In another example, seven out of eight members of a military jury convened to hear the case against Guantánamo detainee and alleged terrorist plotter Majid Khan recommended total clemency after the defendant testified how he endured torture including rape, being hung from a ceiling beam, and being subjected to the interrupted drowning method known as waterboarding while he was held at a CIA "black site" in Afghanistan.
Olson wrote that the U.S. legal system would have been more than capable of handling the cases of terrorism defendants, "but we didn't trust America's tried-and-true courts."
"In the 20 years since this ordeal began, no trial has even begun. There have been years of argument in pretrial hearings, which have produced no legal justice for the victims of 9/11," he noted. "Instead of helping Americans learn more about who carried the attacks out and why, they have produced seemingly endless litigation largely concerned with the treatment of detainees by government agents and the government's attempts to suppress certain information."
After Bush-era Pentagon General Counsel Jim Haynes allegedly told lead Guantánamo prosecutor Col. Morris Davis that acquittals were unacceptable, Morris resigned over concerns the process was "rigged." Other Gitmo prosecutors, including Lt. Col. Darrel Vandeveld, Maj. Robert Preston, Capt. John Carr, and Capt. Carrie Wolf, also requested transfers from the "rigged" military commissions.
"Our second mistake," Olson wrote in his Journal piece, "was pursuing the death penalty through the commissions. Death penalty cases are the most hotly contested legal proceedings, given their irreversible nature. We doomed these newly created commissions to collapse under their own weight."
While prosecuting these individuals in federal civilian courts would have been the right decision 15 or 20 years ago, Congress foreclosed that option in 2010 by banning the transfer of detainees to the U.S. for any purpose. Even if Congress were to lift that ban—which seems extremely unlikely—the only guarantee that federal court prosecution brings is years of appeals resulting from the legal morass of the past two decades. This is no resolution.
"If the 9/11 defendants held at Guantánamo are willing to plead guilty, and accept a life sentence at the military prison instead of the death penalty, we should accept that deal," OIson argued.

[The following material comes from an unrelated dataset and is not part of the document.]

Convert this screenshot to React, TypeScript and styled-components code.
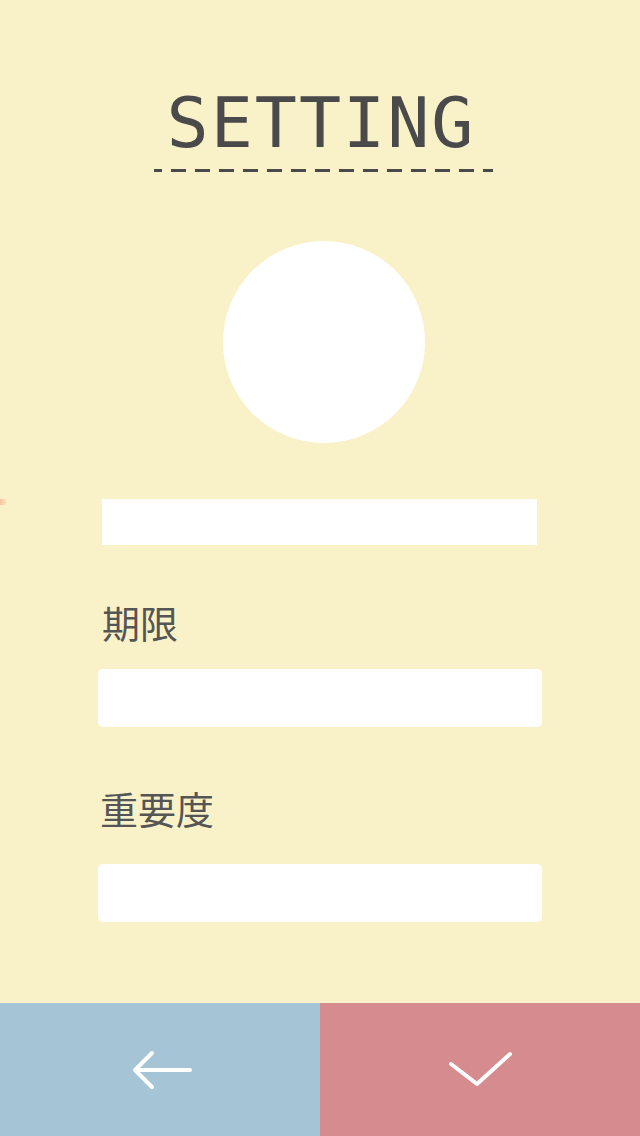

"Nothing will bring back the thousands whose lives were so cruelly taken that September day," Olson stressed. "But we must face reality and bring this process to an end. The American legal system must move on by closing the book on the military commissions and securing guilty pleas."
"The U.S. must bring these legal proceedings to as rapid and just a conclusion as possible."
Last year, military prosecutors and Guantánamo defense attorneys began negotiating potential plea deals that could spare 9/11 suspects from being executed in exchange for guilty pleas that would result in life imprisonment—and the continued operation of Gitmo for the foreseeable future.
Olson's admission is remarkable because it stands alone among top Bush, CIA, and Pentagon lawyers like Haynes, Alberto Gonzalez, John Yoo, Jay Bybee, and John Rizzo who designed, deployed, and defended the administration's policies regarding indefinite detention, torture, extraordinary rendition, and denial of basic legal rights.
Nearly 800 men and boys have been imprisoned at Guantánamo since it opened in January 2002. According to Col. Lawrence Wilkerson, who served as chief of staff to then-Secretary of State Colin Powell, the majority of Gitmo detainees were innocent and then-President George W. Bush, Vice President Dick Cheney, and Defense Secretary Donald Rumsfeld knew it.
Although Bush's successor, President Barack Obama, took steps toward closing Guantánamo and ending torture, both endured, even as Gitmo's population decreased dramatically during the Bush and Obama administrations.
Five Guantánamo detainees have been released during the tenure of President Joe Biden, including Khan, who was transferred to Belize earlier this week. Biden—whose former press secretary said closing Guantánamo is "our goal and our intention"—has been criticized for failing to close the prison after 21 years in operation.
As Olson noted in his opinion piece, 20 of the 34 remaining Guantánamo prisoners have been cleared for release. NBC News reported Thursday that "two brothers from Pakistan, Abdul Rahim Ghulam Rabbani and Mohammed Ahmed Ghulam Rabbani, are also nearing transfer, according to two senior U.S. officials."
"Nine of the remaining men, including the 9/11 defendants, face charges in the military tribunals," Olson wrote. "To date, there have been a total of nine convictions, several of which have been overturned in whole or in part on appeal, mostly by U.S. federal courts. Today, there are no trial dates set for any of the still-pending cases."
Unlike Maj. Gen. Michael Lehnert, Gitmo's first commander, Olson does not go so far as to call for the prison's closure. However, Olson concludes that "the U.S. must bring these legal proceedings to as rapid and just a conclusion as possible."
"True justice seems unattainable," he wrote. "The best the U.S. government can do at this point is negotiate resolutions of the remaining Guantánamo cases."